I have folded the Amiga specific changes back into your original source code.
I do NOT claim to be very good at it, as I'm sure you'll see soon enough.

Major edits as follows:
90% are in jtag.c, using simple #if defined() to remove buffering and adapt
my bit-banged code. I tried to keep it from getting too messy. You may or may not agree that I was successful.

I created a separate makefile-amiga. I never learned how to do advanced (or even average) makefiles. I don't mind messing up MY copy as long as I can stay out of yours. If you want to fix mine up, feel free. :)

The only other edits were to handle compiler warnings about printing longs without an l qualifier on the conversion character. As I added these I commented out the originals.. So if you want to keep my edits or revert, it should be easy edits either way.

There are two executables that I could not compile. "term", which I did not even try, and "runxe", which needs sys/mman.h.
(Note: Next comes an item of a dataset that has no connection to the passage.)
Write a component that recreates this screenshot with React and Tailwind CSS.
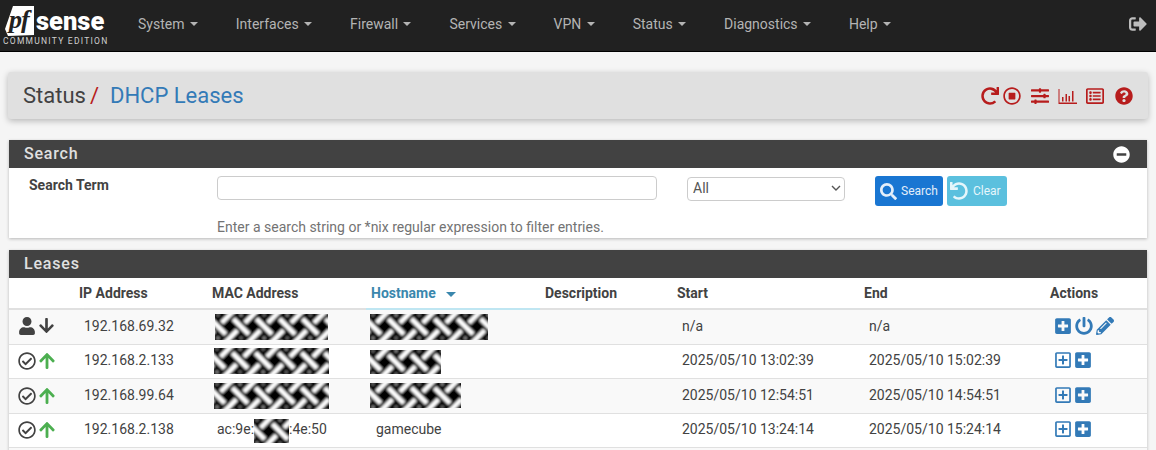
import { useId } from "react";
import {
  FaArrowDown,
  FaArrowUp,
  FaMinusCircle,
  FaPencilAlt,
  FaPlusSquare,
  FaPowerOff,
  FaQuestionCircle,
  FaRedo,
  FaRegCheckCircle,
  FaRegListAlt,
  FaRegPlusSquare,
  FaRegStopCircle,
  FaSearch,
  FaSignOutAlt,
  FaSlidersH,
  FaUndo,
  FaUser,
} from "react-icons/fa";

const NAV = ["System", "Interfaces", "Firewall", "Services", "VPN", "Status", "Diagnostics", "Help"];

function Logo() {
  return (
    <div className="relative h-[51px] w-[119px] shrink-0">
      <svg className="absolute left-[5px] top-[6px]" width="29" height="30" viewBox="0 0 29 30">
        <path d="M8 0H29V29L3 30L0 23Z" fill="#fff" />
      </svg>
      <span className="absolute left-[9px] top-[8px] font-['Liberation_Serif',serif] text-[26px] font-bold italic leading-[24px] tracking-[-1px] text-[#212121]">
        pf
      </span>
      <span className="absolute left-[36px] top-[6px] font-['Roboto',sans-serif] text-[25.5px] font-black leading-[30px] text-white">
        sense
      </span>
      <span className="absolute left-[3px] top-[37px] whitespace-nowrap font-['Roboto',sans-serif] text-[8.5px] leading-[8px] tracking-[1.25px] text-[#d0d0d0]">
        COMMUNITY EDITION
      </span>
    </div>
  );
}

function Navbar() {
  return (
    <div className="flex h-[52px] items-center border-b border-black bg-[#212121] text-sm text-[#b4b4b4]">
      <Logo />
      {NAV.map((item) => (
        <div key={item} className="flex items-center px-[19px] pb-[4px]">
          {item}
          <span className="ml-[5.35px] mt-[1px] border-x-[4px] border-t-[4px] border-x-transparent border-t-[#b4b4b4]" />
        </div>
      ))}
      <FaSignOutAlt className="mb-[3px] ml-auto mr-[9px] text-[18px] text-[#bdbdbd]" />
    </div>
  );
}

function BarChartIcon() {
  return (
    <svg width="19" height="16" viewBox="0 0 18 16" fill="#b71c1c">
      <path d="M0 1h1v13.6h18V16H0z" />
      <path d="M3.5 9h1.5v4.5H3.5zM7 6h1.5v7.500H7zM10 8h1.500v5.500H10zM13.500 3h1.500v10.500h-1.500z" />
    </svg>
  );
}

function Breadcrumb() {
  return (
    <div className="mx-2 mt-5 flex h-[47px] items-center justify-between rounded-[3px] bg-[#e0e0e0] pl-[15px] pr-[15px] shadow-[0_2px_6px_rgba(0,0,0,0.25)]">
      <div className="text-[22px]">
        <span className="text-[#424242]">Status</span>
        <span className="ml-[4px] text-[#b71c1c]">/</span>
        <span className="ml-[11px] text-[#337ab7]">DHCP Leases</span>
      </div>
      <div className="flex items-center text-[#b71c1c]">
        <FaRedo className="text-[18px]" />
        <FaRegStopCircle className="ml-[4px] text-[18px]" />
        <FaSlidersH className="ml-[10px] text-[18px]" />
        <span className="ml-[9px] flex"><BarChartIcon /></span>
        <FaRegListAlt className="ml-[9px] text-[18px]" />
        <FaQuestionCircle className="ml-[11px] text-[18px]" />
      </div>
    </div>
  );
}

function PanelHeading({ title, children }) {
  return (
    <div className="flex h-[28px] items-center justify-between bg-[#424242] pl-[15px] pr-[17px] text-base font-medium tracking-[0.8px] text-[#e0e0e0]">
      {title}
      {children}
    </div>
  );
}

function SearchPanel() {
  return (
    <div className="ml-[9px] mr-[9px] mt-[21px] h-[98px] bg-white shadow-[0_1px_3px_rgba(0,0,0,0.25)]">
      <PanelHeading title="Search">
        <FaMinusCircle className="text-[17px] text-white" />
      </PanelHeading>
      <div className="flex items-start pt-[8px]">
        <div className="-mt-[1px] w-[208px] pl-[20px] text-sm font-bold text-[#424242]">Search Term</div>
        <div>
          <input className="block h-[24px] w-[440px] rounded-[4px] border border-[#ccc] bg-white" />
          <div className="mt-[17px] text-sm text-[#737373]">
            Enter a search string or *nix regular expression to filter entries.
          </div>
        </div>
        <div className="relative ml-[30px] h-[24px] w-[158px]">
          <select className="h-full w-full appearance-none rounded-[4px] border border-[#ccc] bg-white pb-[4px] pl-[5px] text-sm text-[#555]">
            <option>All</option>
          </select>
          <svg className="pointer-events-none absolute right-[4px] top-[9px]" width="10" height="6" viewBox="0 0 10 6" fill="none" stroke="#555" strokeWidth="1.4">
            <path d="M1 1l4 4 4-4" />
          </svg>
        </div>
        <button className="ml-[30px] flex h-[30px] w-[68px] items-center rounded-[3px] bg-[#1976d2] pl-[5px] text-xs text-[#e3eefa]">
          <FaSearch className="mr-[4px] text-[17px]" />
          Search
        </button>
        <button className="ml-[4px] flex h-[30px] w-[60px] items-center rounded-[3px] bg-[#5bc0de] pl-[3px] text-xs text-[#e6f6fb]">
          <FaUndo className="mr-[5px] text-[18px]" />
          Clear
        </button>
      </div>
    </div>
  );
}

// redacted values in the reference: blurred black and white weave
function Smudge({ width, height }) {
  const id = useId();
  return (
    <svg width={width} height={height} className="block">
      <defs>
        <pattern id={`${id}p`} width="34" height="34" patternUnits="userSpaceOnUse" patternTransform="translate(3 1) rotate(45) scale(0.96)">
          <rect width="34" height="34" fill="#000" />
          <g stroke="#fff" strokeWidth="5">
            <path d="M0 8.500H20M31 8.500H34M14 25.500H34M0 25.500H3" />
            <path d="M25.500 0V20M25.500 31V34M8.500 14V34M8.500 0V3" />
          </g>
          <circle cx="17" cy="17" r="2" fill="#888" />
          <circle cx="0" cy="0" r="2" fill="#666" />
          <circle cx="34" cy="0" r="2" fill="#666" />
          <circle cx="0" cy="34" r="2" fill="#666" />
          <circle cx="34" cy="34" r="2" fill="#666" />
        </pattern>
        <filter id={`${id}f`} x="-5%" y="-5%" width="110%" height="110%">
          <feGaussianBlur stdDeviation="1.300" />
        </filter>
      </defs>
      <rect x="-6" y="-6" width={width + 12} height={height + 12} fill={`url(#${id}p)`} filter={`url(#${id}f)`} />
    </svg>
  );
}

const ROWS = [
  {
    kind: "static",
    height: "h-[35px]",
    ip: "192.168.69.32",
    mac: <div className="-ml-[2px]"><Smudge width={113} height={26} /></div>,
    host: <div className="-ml-[6px]"><Smudge width={118} height={26} /></div>,
    start: "n/a",
    end: "n/a",
  },
  {
    height: "h-[34px]",
    ip: "192.168.2.133",
    mac: <div className="-ml-[3px]"><Smudge width={115} height={26} /></div>,
    host: <div className="-ml-[6px] pt-[1px]"><Smudge width={71} height={24} /></div>,
    start: "2025/05/10 13:02:39",
    end: "2025/05/10 15:02:39",
  },
  {
    height: "h-[35px]",
    ip: "192.168.99.64",
    mac: <div className="-ml-[3px]"><Smudge width={115} height={26} /></div>,
    host: <div className="-ml-[6px]"><Smudge width={91} height={25} /></div>,
    start: "2025/05/10 12:54:51",
    end: "2025/05/10 14:54:51",
  },
  {
    height: "h-[34px]",
    ip: "192.168.2.138",
    mac: (
      <div className="flex items-center">
        ac:9e:
        <div className="mt-[4px]"><Smudge width={35} height={24} /></div>
        :4e:50
      </div>
    ),
    host: "gamecube",
    start: "2025/05/10 13:24:14",
    end: "2025/05/10 15:24:14",
  },
];

function LeaseRow({ row, index }) {
  const isStatic = row.kind === "static";
  const textual = typeof row.host === "string";
  return (
    <tr className={`${row.height} border-t border-[#e0e0e0] text-sm text-[#424242] ${index % 2 === 0 ? "bg-[#f9f9f9]" : "bg-white"}`}>
      <td className={`pl-[9px] ${isStatic ? "pb-[2px]" : ""}`}>
        <div className="flex items-center">
          {isStatic ? (
            <>
              <FaUser className="text-[18px]" />
              <FaArrowDown className="ml-[2px] text-[17px]" />
            </>
          ) : (
            <>
              <FaRegCheckCircle className="text-[18px]" />
              <FaArrowUp className="ml-[2px] text-[18px] text-[#4caf50]" />
            </>
          )}
        </div>
      </td>
      <td className="pb-[2px] pl-[10px]">{row.ip}</td>
      <td className={`pl-[10px] ${textual ? "pb-[2px]" : ""}`}>{row.mac}</td>
      <td className={`pl-[10px] ${textual ? "pb-[2px]" : ""}`}>{row.host}</td>
      <td />
      <td className="pb-[2px] pl-[10px]">{row.start}</td>
      <td className="pb-[2px] pl-[10px]">{row.end}</td>
      <td className="pb-[2px] pl-[9px]">
        <div className="flex items-center text-[#337ab7]">
          {isStatic ? (
            <>
              <FaPlusSquare className="text-[18px]" />
              <FaPowerOff className="ml-[3px] text-[18px]" />
              <FaPencilAlt className="ml-[3px] text-[18px]" />
            </>
          ) : (
            <>
              <FaRegPlusSquare className="text-[18px]" />
              <FaPlusSquare className="ml-[2px] text-[18px]" />
            </>
          )}
        </div>
      </td>
    </tr>
  );
}

function LeasesPanel() {
  const th = "pl-[5px] text-left text-sm font-bold text-[#424242]";
  return (
    <div className="ml-[9px] mr-[9px] mt-[12px] bg-white shadow-[0_1px_3px_rgba(0,0,0,0.25)]">
      <PanelHeading title="Leases" />
      <table className="w-full table-fixed border-collapse">
        <colgroup>
          <col className="w-[65px]" />
          <col className="w-[133px]" />
          <col className="w-[159px]" />
          <col className="w-[174px]" />
          <col className="w-[132px]" />
          <col className="w-[187px]" />
          <col className="w-[186px]" />
          <col />
        </colgroup>
        <thead>
          <tr className="h-[31px] border-b-[2px] border-[#e0e0e0]">
            <th />
            <th className={th}>IP Address</th>
            <th className={th}>MAC Address</th>
            <th className="border-b-[2px] border-[#bfe6f2] pl-[5px] text-left text-sm font-bold text-[#3a87ad]">
              <span className="flex items-center">
                Hostname
                <span className="ml-[10px] mt-[3px] border-x-[5px] border-t-[5px] border-x-transparent border-t-[#3a87ad]" />
              </span>
            </th>
            <th className={th}>Description</th>
            <th className={th}>Start</th>
            <th className={th}>End</th>
            <th className={th}>Actions</th>
          </tr>
        </thead>
        <tbody>
          {ROWS.map((row, i) => (
            <LeaseRow key={row.ip} row={row} index={i} />
          ))}
          <tr className="h-[34px] border-t border-[#e0e0e0] bg-[#f9f9f9]">
            <td colSpan={8} />
          </tr>
        </tbody>
      </table>
    </div>
  );
}

export default function App() {
  return (
    <div className="h-[450px] overflow-hidden bg-[#f5f5f5] font-['Roboto',sans-serif]">
      <Navbar />
      <Breadcrumb />
      <SearchPanel />
      <LeasesPanel />
    </div>
  );
}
If I knew what it's needing, maybe I could come up with a replacement. So far I have not even looked.
I will probably come up with a term-like program for the Amiga, the separate executables I have now may also be useful.

I have run each.. with a few surprises. all the regs variants show most or all zeros. a few regs have random values. The ID reg at the bottom increments from 0 to 7, this gives me some confidence that I'm reading data well.
I took a dump and a dump-rom.. I expected all 0 or all FF.. got weird repeating patterns instead. Maybe my changes broke something? Would be happy to post or E-mail the output if you're interested in seeing it.
Ran Resources for the first time this morning. There are the output regs I was looking for! Nice to almost recognize something.

If you'd like the code back to make sure I didn't break it (or bend it too badly).. All I need is an E-Mail address. You can reach me at lylehaze(at)gmail(dot)com if you'd prefer to avoid posting your E-mail on the forum.

Switching cores.. does not seem to be working for me. But since there's not much going on in the cores, how could I be sure? I assume just adding "-j 1" to the command line would (should) show the second core?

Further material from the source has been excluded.